··· Record excerpts

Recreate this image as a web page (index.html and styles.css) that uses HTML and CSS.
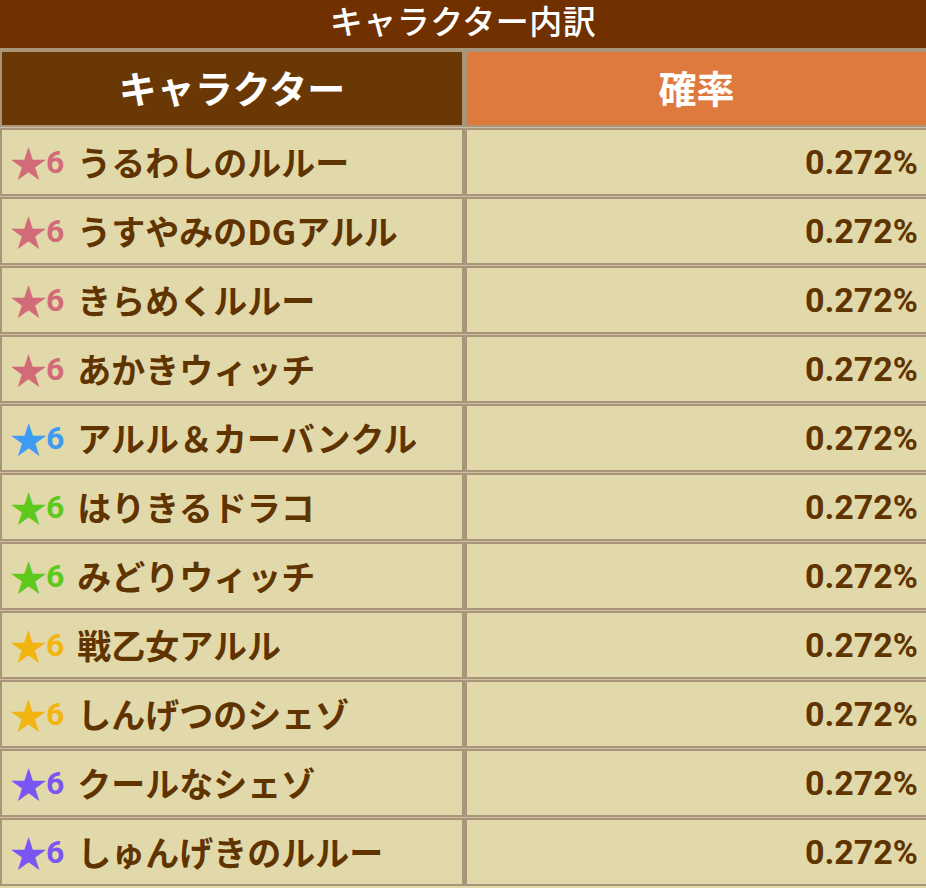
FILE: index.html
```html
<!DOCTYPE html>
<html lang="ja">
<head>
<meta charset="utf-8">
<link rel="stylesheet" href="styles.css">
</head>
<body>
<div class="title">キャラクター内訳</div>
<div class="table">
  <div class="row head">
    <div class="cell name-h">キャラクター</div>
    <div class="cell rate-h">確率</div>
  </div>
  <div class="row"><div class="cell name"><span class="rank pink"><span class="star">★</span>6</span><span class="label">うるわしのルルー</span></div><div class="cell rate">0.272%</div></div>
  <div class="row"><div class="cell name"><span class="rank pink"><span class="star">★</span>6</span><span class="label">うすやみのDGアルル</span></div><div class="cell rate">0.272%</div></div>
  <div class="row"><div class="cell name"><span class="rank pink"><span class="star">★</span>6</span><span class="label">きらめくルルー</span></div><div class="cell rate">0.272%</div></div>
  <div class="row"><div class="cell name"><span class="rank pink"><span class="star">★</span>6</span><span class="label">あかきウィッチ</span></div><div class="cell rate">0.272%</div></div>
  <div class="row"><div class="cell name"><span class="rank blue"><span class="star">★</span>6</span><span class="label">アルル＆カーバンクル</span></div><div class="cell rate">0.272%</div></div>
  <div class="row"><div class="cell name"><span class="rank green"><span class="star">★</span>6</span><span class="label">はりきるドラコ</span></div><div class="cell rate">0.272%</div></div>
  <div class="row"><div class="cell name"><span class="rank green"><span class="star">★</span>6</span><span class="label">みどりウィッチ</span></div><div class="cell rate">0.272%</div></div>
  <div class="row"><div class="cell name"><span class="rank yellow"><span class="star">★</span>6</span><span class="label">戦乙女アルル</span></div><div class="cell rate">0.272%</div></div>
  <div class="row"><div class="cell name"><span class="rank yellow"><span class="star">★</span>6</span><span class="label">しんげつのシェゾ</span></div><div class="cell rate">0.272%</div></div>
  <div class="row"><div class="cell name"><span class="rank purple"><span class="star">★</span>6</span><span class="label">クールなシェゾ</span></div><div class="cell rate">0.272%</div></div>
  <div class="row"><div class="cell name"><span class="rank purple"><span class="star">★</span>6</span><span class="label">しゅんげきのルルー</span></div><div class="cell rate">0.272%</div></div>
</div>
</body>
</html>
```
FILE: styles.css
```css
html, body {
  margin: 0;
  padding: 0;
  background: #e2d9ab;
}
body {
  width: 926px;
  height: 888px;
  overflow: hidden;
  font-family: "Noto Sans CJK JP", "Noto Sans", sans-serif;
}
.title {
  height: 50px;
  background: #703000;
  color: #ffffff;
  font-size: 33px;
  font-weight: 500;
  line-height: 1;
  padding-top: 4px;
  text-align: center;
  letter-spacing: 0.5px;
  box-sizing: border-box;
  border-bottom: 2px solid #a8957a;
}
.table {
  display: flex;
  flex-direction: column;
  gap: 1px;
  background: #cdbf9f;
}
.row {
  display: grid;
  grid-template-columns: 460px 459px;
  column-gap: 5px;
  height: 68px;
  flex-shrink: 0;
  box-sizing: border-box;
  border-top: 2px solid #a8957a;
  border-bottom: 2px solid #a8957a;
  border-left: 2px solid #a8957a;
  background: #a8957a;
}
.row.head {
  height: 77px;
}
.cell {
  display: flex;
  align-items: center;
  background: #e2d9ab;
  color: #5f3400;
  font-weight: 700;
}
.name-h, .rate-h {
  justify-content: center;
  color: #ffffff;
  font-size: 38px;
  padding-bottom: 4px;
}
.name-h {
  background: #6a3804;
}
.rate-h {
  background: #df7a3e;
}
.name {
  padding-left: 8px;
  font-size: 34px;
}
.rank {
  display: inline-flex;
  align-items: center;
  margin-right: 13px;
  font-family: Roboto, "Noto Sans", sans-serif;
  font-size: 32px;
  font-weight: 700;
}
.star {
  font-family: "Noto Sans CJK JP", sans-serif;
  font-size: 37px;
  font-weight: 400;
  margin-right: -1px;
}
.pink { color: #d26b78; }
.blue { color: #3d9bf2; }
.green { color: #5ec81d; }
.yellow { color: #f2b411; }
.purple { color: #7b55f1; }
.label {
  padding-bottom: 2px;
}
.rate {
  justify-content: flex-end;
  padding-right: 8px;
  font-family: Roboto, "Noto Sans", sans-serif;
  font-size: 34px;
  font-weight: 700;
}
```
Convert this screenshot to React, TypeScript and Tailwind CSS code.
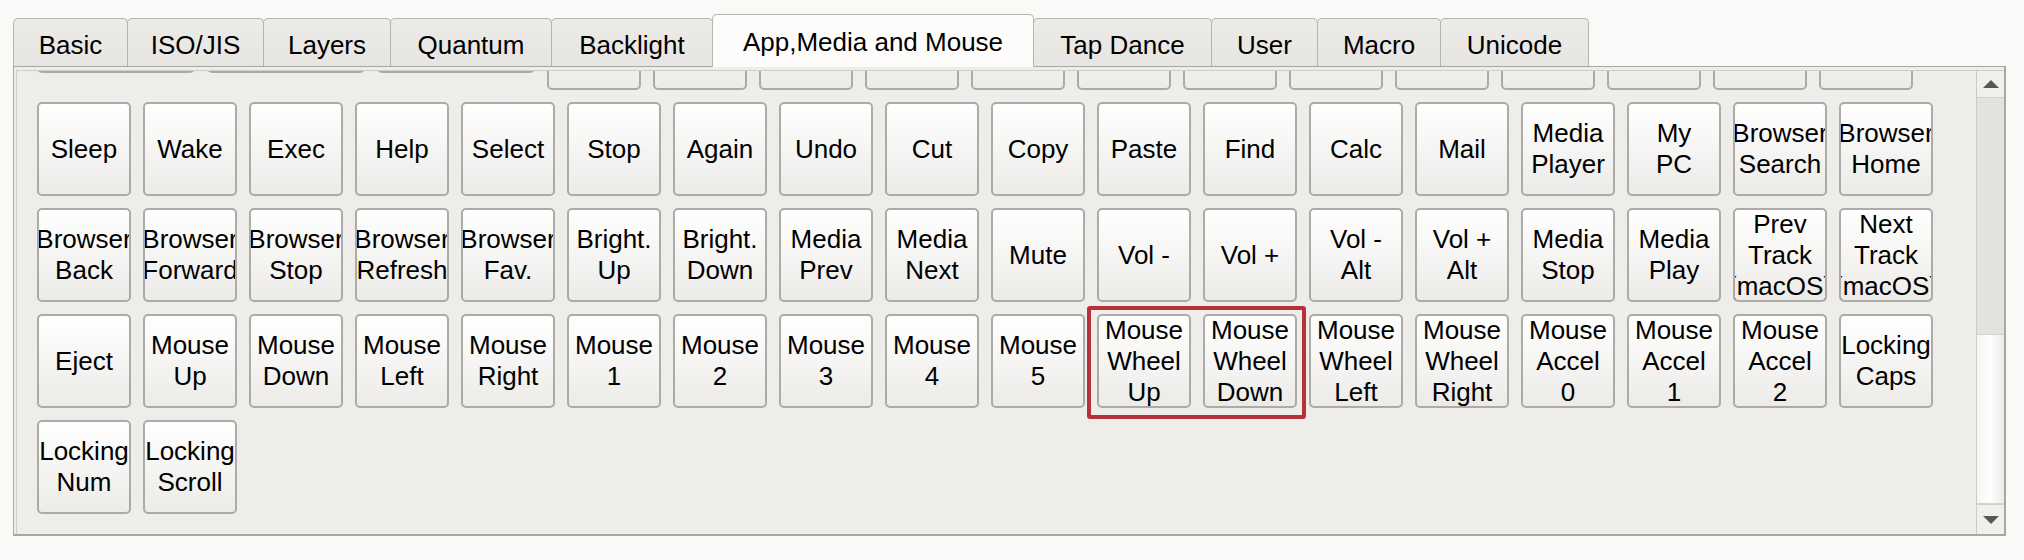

······

**Task to complete:**
In the entries above, find each line with the string "styles" and copy it.

**Answer to this task:**
Recreate this image as a web page (index.html and styles.css) that uses HTML and CSS.
<link rel="stylesheet" href="styles.css">
FILE: styles.css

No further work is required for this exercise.